New additions include the Styx stage, playing blues and rock; a juke joint run by the Petersham Playhouse, with its own Mardi Gras parade; and an elegant Victorian-style champagne bar called the Orangerie run by chef and restaurateur Mark Hix.
A highpoint will be a series of spectacular processions and fire shows, hosted by Galway’s Macnas (Irish for ‘Joyful Abandonment’) theatrical procession company, and inspired by the infamous Wychwood Forest Fayres originally held on the site.
The fayres, which began life as Methodist church picnics in the late 1700s, grew steadily more lawless and bawdy until they were banned in the 1830s.
Organisers hope to evoke their freewheeling spirit through late-night revelry from Greg Wilson, Futureboogie, Horse Meat Disco, and Zero 7; and parties hosted by Rumpus, Artful Badger, Shangri La Superstar and Continental Drifts.
More cerebral attractions come courtesy of the Astronomers’ Ball and Aircraft Circus; tented theatre and art by the Victoria and Albert Museum, Shakespeare’s Globe, Oxford Shakespeare Company, Bohemian Artists’ Studio and Son and Sons Productions.

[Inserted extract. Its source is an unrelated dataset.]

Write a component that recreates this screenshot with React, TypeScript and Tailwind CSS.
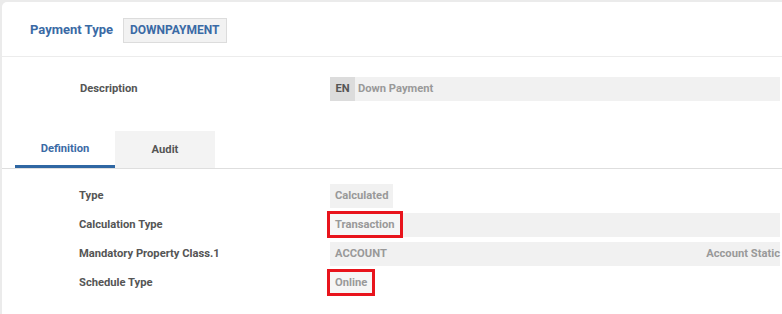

In addition, there will be talks and debates curated by the British Humanist Association, Royal Observatory Greenwich, Guerrilla Archaeology, and the Ugly Animal Preservation Society; a lakeside spa with sunset yoga classes, pilates and massages; and a hunter-gather cook-in.
Revellers will also be invited to join in wild swimming, woodland foraging walks, boating, greencrafts, forest runs, philosophy walks, tai chi, morning meditation, capoeira and join a programme of family activities and games.
“We bring the weird and wonderful to the countryside,” says Eloise. “It’s completely different from other festivals; it’s about participating and experiencing — not just watching. It’s our audience which makes Wilderness such a wonderful place to be.
“We are also really proud to be at Cornbury Park, with its rolling lawns, woods and lakes. I don’t think it would work anywhere else.”
Wilderness
Cornbury Park, near Charlbury
August 7–10
Weekend tickets are £143.50 plus booking.